Because comparative politics is an empirical subfield of political science, your essay needs to be empirical. This means that you need to analyse the way politics works in reality in a few selected countries. When you do so, you need to ‘prove’ your claims either in:

  1. Citing a scientific article or book in which the authors prove your claims after conducting a scientific study 
  2. Reporting data that prove your claim (on what constitutes data, see below)

Yet, it is important to note that you also need mobilise the relevant concepts and theories in order to answer the essay question. In doing so, you need to cite the relevant scientific books and articles. 

Another particularity of the essay in this module is that they require you to engage in a comparative analysis of the selected countries. This means that you will need to apply the comparative method to answer the essay questions, typically to show whether X (example: a bad economy) affects Y (example: democratic backsliding). The principles of the comparative method will be discussed on the lecture on Week 5. 

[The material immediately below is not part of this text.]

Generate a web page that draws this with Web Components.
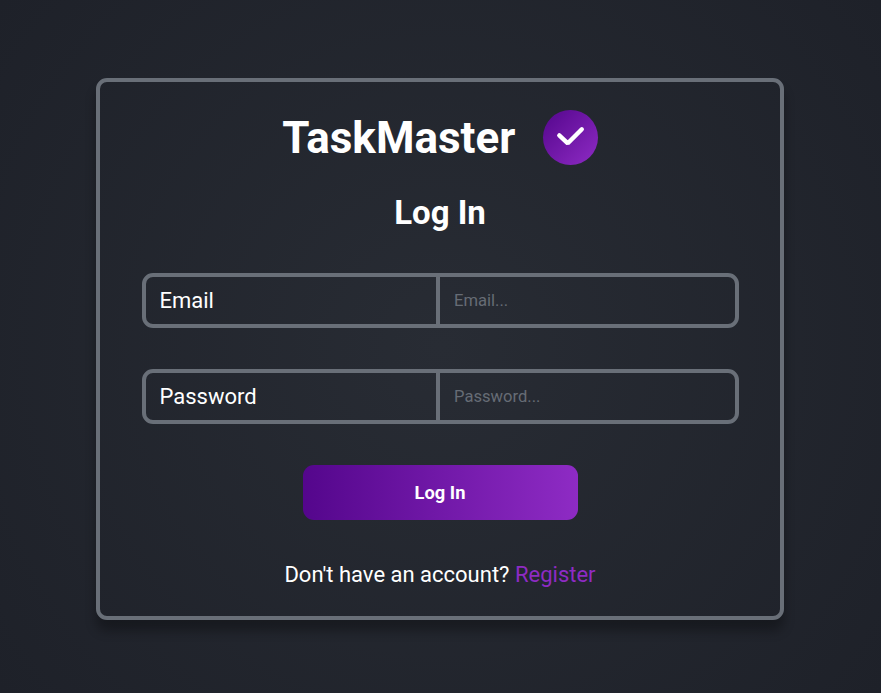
<!DOCTYPE html>
<html lang="en">
<head>
<meta charset="utf-8">
<title>TaskMaster</title>
<style>
html { font-size: 22px; height: 100%; }
body { margin: 0; height: 100%; font-family: Roboto, "Liberation Sans", sans-serif; color: #fff;
  --line: #696f78; --violet: #54068c; --orchid: #8e2bc4; }
</style>
</head>
<body>
<login-page></login-page>
<script>
const define = (name, html) => {
  const template = document.createElement('template');
  template.innerHTML = html;
  customElements.define(name, class extends HTMLElement {
    constructor() {
      super();
      this.attachShadow({ mode: 'open' }).append(template.content.cloneNode(true));
    }
    connectedCallback() {
      const input = this.shadowRoot.querySelector('input');
      if (input) {
        input.type = this.getAttribute('type') || 'text';
        input.placeholder = this.getAttribute('placeholder') || '';
      }
    }
  });
};

define('brand-title', `
<style>
:host { display: flex; align-items: center; justify-content: center; gap: 27.5px; height: 55px; }
h1 { margin: 0; padding-top: 1px; font-size: 44px; line-height: 53px; font-weight: 700; }
.badge { width: 55px; height: 55px; border-radius: 50%; background: linear-gradient(135deg, var(--violet), var(--orchid)); }
svg { display: block; width: 55px; height: 55px; }
</style>
<h1><slot></slot></h1>
<div class="badge"><svg viewBox="0 0 55 55" fill="none" stroke="#fff" stroke-width="4.4" stroke-linecap="round" stroke-linejoin="bevel"><path d="M16.3 25.4 24.8 33.3 38.8 19.3"/></svg></div>`);

define('form-field', `
<style>
:host { display: grid; grid-template-columns: 290px 1fr; box-sizing: border-box; height: 55px; width: 597px; border: 4px solid var(--line); border-radius: 11px; }
label { padding-left: 14px; line-height: 47px; font-size: 22px; }
input { box-sizing: border-box; width: 100%; height: 47px; margin: 0; padding: 0 14px; border: 0; border-left: 4px solid var(--line); outline: 0; background: transparent; color: #fff; font: 16.6px Roboto, "Liberation Sans", sans-serif; text-indent: .5px; }
input::placeholder { color: #666c75; opacity: 1; }
</style>
<label for="field"><slot></slot></label><input id="field">`);

define('action-button', `
<style>
:host { display: block; width: 275px; height: 55px; }
button { display: block; width: 100%; height: 100%; border: 0; border-radius: 11px; padding: 0; color: #fff; font: 700 18.3px Roboto, "Liberation Sans", sans-serif; background: linear-gradient(90deg, var(--violet), var(--orchid)); }
</style>
<button><slot></slot></button>`);

define('login-card', `
<style>
:host { display: flex; flex-direction: column; align-items: center; box-sizing: border-box; width: 688px; height: 542px; padding-top: 28px; border: 4px solid var(--line); border-radius: 11px; box-shadow: 0 11px 11px rgba(0,0,0,.3); }
h2 { margin: 28px 0 41px; font-size: 33px; line-height: 39px; font-weight: 700; }
form-field { margin-bottom: 41px; }
p { margin: 42px 0 0; font-size: 22px; line-height: 26px; }
a { color: var(--orchid); text-decoration: none; }
</style>
<brand-title>TaskMaster</brand-title>
<h2>Log In</h2>
<form-field placeholder="Email...">Email</form-field>
<form-field type="password" placeholder="Password...">Password</form-field>
<action-button>Log In</action-button>
<p>Don't have an account? <a href="#">Register</a></p>`);

define('login-page', `
<style>
:host { display: flex; justify-content: center; align-items: flex-start; box-sizing: border-box; height: 100%; padding: 78px 1px 0 0; background: radial-gradient(circle, #282c34, #1e2129); }
</style>
<login-card></login-card>`);
</script>
</body>
</html>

You can choose countries among all the countries recognized as such by the United Nations (members states + non-member observer states). You have two possibilities for the choice of countries:

  1. You select two countries and do a small-N comparative analysis
  2. You select more than 15 countries and do a large-N comparative analysis. 

The respective (dis)advantages of the small-N and large-N comparison will be also discussed on the lecture on Week 5.

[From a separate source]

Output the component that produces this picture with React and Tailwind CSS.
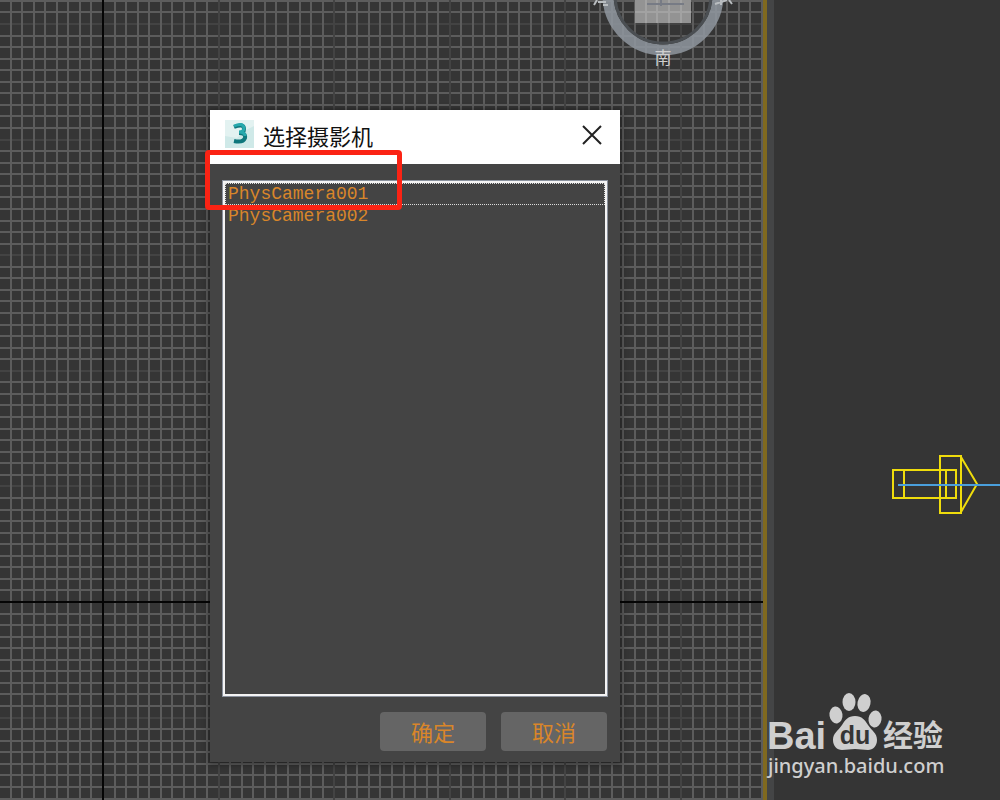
// App.jsx
import React, { useState } from 'react';

const CELL = 11.56;
const AXIS_X = 103;
const AXIS_Y = 602;

// grid steps counted from the origin axis, every tenth one is faint
const steps = (axis, max) => {
  const out = [];
  for (let i = -Math.floor(axis / CELL); axis + i * CELL < max; i++) {
    if (i !== 0) out.push({ pos: Math.round(axis + i * CELL), major: i % 10 === 0 });
  }
  return out;
};

const columns = steps(AXIS_X, 2600);
const rows = steps(AXIS_Y, 1600);

function Grid() {
  const color = l => (l.major ? '#434343' : '#5c5c5c');
  const order = list => [...list].sort((a, b) => b.major - a.major);
  return (
    <svg className="absolute inset-0 h-full w-full" aria-hidden="true" strokeWidth="2">
      {order(rows).map(l => <line key={'r' + l.pos} x1="0" x2="2600" y1={l.pos} y2={l.pos} stroke={color(l)} />)}
      {order(columns).map(l => <line key={'c' + l.pos} x1={l.pos} x2={l.pos} y1="0" y2="1600" stroke={color(l)} />)}
      <line x1="0" x2="2600" y1={AXIS_Y} y2={AXIS_Y} stroke="#050505" strokeWidth="2" />
      <line x1={AXIS_X} x2={AXIS_X} y1="0" y2="1600" stroke="#050505" strokeWidth="2" />
    </svg>
  );
}

function ViewCube() {
  return (
    <svg className="absolute top-0 right-[30px]" width="140" height="76" viewBox="0 0 140 76" aria-hidden="true">
      <circle cx="70" cy="-5" r="55" fill="none" stroke="#8f979f" strokeOpacity="0.85" strokeWidth="11" />
      <circle cx="70" cy="-5" r="48" fill="none" stroke="#4b4f53" strokeWidth="3" />
      <rect x="42" y="-10" width="56" height="33" fill="#939393" />
      <path d="M42 12h56M53 0v23M64 0v23M76 0v23M88 0v23" stroke="#a2a2a2" strokeWidth="2" />
      <path d="M54 4h36M68 0v6M85 4h6" stroke="#777b85" strokeWidth="2" fill="none" />
      <path d="M1 5l3-5M5 2h8M10 5h5M122 4l12-4M128 0v5M136 0l3 4" stroke="#b9bdc0" strokeWidth="2" />
      <text x="70" y="64" textAnchor="middle" fontSize="17" fill="#cfcfcf" className="font-['Noto_Sans_CJK_SC',sans-serif]">南</text>
    </svg>
  );
}

function CameraGizmo() {
  return (
    <svg className="absolute top-[450px] right-0" width="110" height="70" viewBox="0 0 110 70" fill="none" strokeWidth="2" aria-hidden="true">
      <g stroke="#efdc0c">
        <path d="M3 20h63v28H3zM14 20v28M56 20v28" />
        <path d="M50 6h21v57H50z" />
        <path d="M71 7l16 27-16 28" />
      </g>
      <path d="M8 35h102" stroke="#4a9fdc" />
    </svg>
  );
}

function Watermark() {
  return (
    <div className="absolute right-[52px] bottom-[22px] w-[182px] text-[#cfcfcf]">
      <svg width="182" height="76" viewBox="0 0 182 76" fill="currentColor" role="img" aria-label="Baidu 经验">
        <text x="1" y="59" fontSize="38" fontWeight="700" className="font-['Liberation_Sans',sans-serif]">Bai</text>
        <ellipse cx="70" cy="25" rx="6.5" ry="8.5" transform="rotate(-8 70 25)" />
        <ellipse cx="83" cy="12" rx="6.5" ry="9" />
        <ellipse cx="98" cy="13" rx="6.5" ry="9" transform="rotate(12 98 13)" />
        <ellipse cx="109" cy="29" rx="6.5" ry="8.5" transform="rotate(8 109 29)" />
        <path d="M89 26c7 0 10 4 13 9 4 6 9 8 9 15 0 6-4 10-9 10-5 0-8-1-13-1s-8 1-13 1c-5 0-9-4-9-10 0-7 5-9 9-15 3-5 6-9 13-9z" />
        <text x="89" y="54" textAnchor="middle" fontSize="25" fontWeight="700" fill="#353535" className="font-['Liberation_Sans',sans-serif]">du</text>
        <text x="117" y="56" fontSize="30" fontWeight="700" className="font-['Noto_Sans_CJK_SC',sans-serif]">经验</text>
      </svg>
      <p className="-mt-[12px] pl-[2px] font-['Noto_Sans',sans-serif] text-[20px] leading-[24px] font-medium whitespace-nowrap">jingyan.baidu.com</p>
    </div>
  );
}

function AppIcon() {
  return (
    <svg width="30" height="30" viewBox="0 0 30 30" aria-hidden="true">
      <rect width="29" height="28" fill="#e3f2f1" />
      <path d="M0 16l12 2 9-8 8-4v22H0z" fill="#cfe9e8" />
      <path d="M9 7q10-4 10 2 0 4-5 4 7 0 6 5-2 5-11 3" fill="none" stroke="#0f777c" strokeWidth="4" />
      <path d="M9 6q9-4 10 2 0 4-5 4 6 0 6 4" fill="none" stroke="#27a9ad" strokeWidth="3" />
    </svg>
  );
}

const cameras = ['PhysCamera001', 'PhysCamera002'];

function CameraDialog() {
  const [current, setCurrent] = useState(0);
  const button = 'h-[39px] w-[106px] rounded-[4px] bg-[#656565] text-[22px] leading-[39px] text-[#d9862a]';

  return (
    <section
      role="dialog"
      aria-labelledby="dialog-title"
      className="absolute top-[110px] left-[210px] w-[410px] bg-[#444] font-['Noto_Sans_CJK_SC',sans-serif] shadow-[0_1px_6px_2px_rgba(0,0,0,0.35)]"
    >
      <header className="flex h-[54px] items-center bg-white pr-[16px] pb-[4px] pl-[15px]">
        <AppIcon />
        <h1 id="dialog-title" className="ml-[8px] flex-1 text-[22px] leading-[32px] text-[#111]">选择摄影机</h1>
        <button aria-label="关闭" className="flex h-[24px] w-[24px] items-center justify-center">
          <svg width="20" height="20" viewBox="0 0 20 20" stroke="#222" strokeWidth="2" aria-hidden="true">
            <path d="M1 1l18 18M19 1L1 19" />
          </svg>
        </button>
      </header>
      <div className="px-[12px] pt-[16px] pb-[11px]">
        <ul
          role="listbox"
          aria-labelledby="dialog-title"
          className="h-[517px] border border-[#8b929e] font-['Liberation_Mono',monospace] text-[18px] leading-[20px] text-[#d9862a] outline-2 -outline-offset-3 outline-[#f4f4f4]"
        >
          {cameras.map((name, i) => (
            <li
              key={name}
              role="option"
              aria-selected={i === current}
              onClick={() => setCurrent(i)}
              className={'mx-[2px] h-[22px] border border-dotted pl-[2px] first:mt-[2px] ' + (i === current ? 'border-[#ddd]' : 'border-transparent')}
            >
              {name}
            </li>
          ))}
        </ul>
        <div className="mt-[15px] flex justify-end gap-[15px] pr-px">
          <button className={button}>确定</button>
          <button className={button}>取消</button>
        </div>
      </div>
      <div className="pointer-events-none absolute top-[40px] -left-[5px] h-[60px] w-[197px] rounded-[4px] border-5 border-[#fb2314]" />
    </section>
  );
}

export default function App() {
  return (
    <main className="relative flex h-screen min-h-[800px] overflow-hidden bg-[#353535]">
      <div className="relative flex-1 overflow-hidden">
        <Grid />
        <ViewCube />
      </div>
      <div className="relative w-[23.7%] border-l-4 border-[#80691f]">
        <div className="h-full w-[7px] bg-[#444546]" />
        <CameraGizmo />
        <Watermark />
      </div>
      <CameraDialog />
    </main>
  );
}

As mentioned above, one way to ‘prove’ a claim about the way politics functions in a given country is to use data. Data are facts or statistics collected for reference or analysis. There are two types of data:

  1. Quantitative data that can be counted (examples: turnout rate at an election, proportion of people that says that they are satisfied with democracy in a country…)
  2. Qualitative data that are not numerical (examples: a tweet of the president, some testimonies of protesters about police’s repression at a rally)

In your essays, you can use either quantitative, qualitative data, or both. Each type can be used in small-N and large-N comparisons. More details about what constitutes qualitative and quantitative data will be given on the lecture on Week 20.


Here are a few tips about what makes a good essay:

  1. The essay is not only about controlling what you have learned in lectures and seminars. It is first and foremost an exercise to make you learn more about a topic and the countries that you selected. This is why it requires you to do some extra reading. The list of ‘further reading’ available on Keats is a first step, but it should not be the only one. We encourage you to check the scientific books and articles published on the topic. In the subfield of comparative politics, there are many relevant scientific articles published in the following journals: American Journal of Political Science, American Political Science Review, Journal of Politics, British Journal of Political Science, World Politics, and Comparative Political Studies. There are also many relevant scientific books published in the Oxford University Press and Cambridge University Press. If you are unsure about a journal or book press being scientific or not, please consult your seminar leader or the lecturer. An excellent essay is one in which the student shows that they went beyond the textbook and the literature gathered by the lecturers, and independently searched for more scientific books and articles. 
  • Although the essay is empirical, it is necessary to mobilize the key concepts and theories of comparative politics related to the essay question and cite the relevant literature. An excellent essay is one in which the student critically engages with this literature. A critical analysis does NOT mean that you declare whether they agree or not with the concepts and theories, it means you identify the strengths and weakness of the scientific articles and books on which these concepts and theories rely.
  • Since the essays are empirical, you need report some qualitative or quantitative evidence. Lecturers often use data in their lectures, and they give the reference for you to find them. There are also tons of second-hand data you can find in tables and figures in scientific books and articles. That said, we advise you not to report too many statistics or data because it will be at the expense of the critical engagement with the literature (which is certainly even more crucial). Less is more, usually a couple of evidence does the job very well.
  • Although the essays are empirical, they are not methodological. No extra mark will be given if you use a fancy statistical method like regression analysis for instance.
  • Before writing, read the questions carefully, and decide how you want to answer it. There is more than one way to answer them, so try to be original. Furthermore, because you can choose the countries that you want for your analysis, you have much score for independent research and thinking. Exploit it!
  • A good essay is clear and precise and written academically. There are many guides on how to write academically, and some can be found online. Check them out!


There are several things that we organise to help you write your essays:

  1. On Weeks 20 the lecture turns into a preparation session. In this session, the lecturer gives some tips about what to include in the upcoming essay. You will also be able to ask general questions about the essay at the end of the session. The first preparation lecture on Week 5 is particularly useful because I will discuss what makes a good essay.
  • Also, on Week 20, the seminar turns into an office hour. The seminar leader will answer the specific questions that you have about the upcoming essay (you are encouraged to prepare a plan or a draft in advance).
  • On Keats, we put sample essays from last year (caution: the topic and instructions were different). You are encouraged to have a look at them to see what a good essay looks like.
  • You can always go see your seminar leader or lecturer during their office hours to ask questions. We are there, so do not hesitate to come by.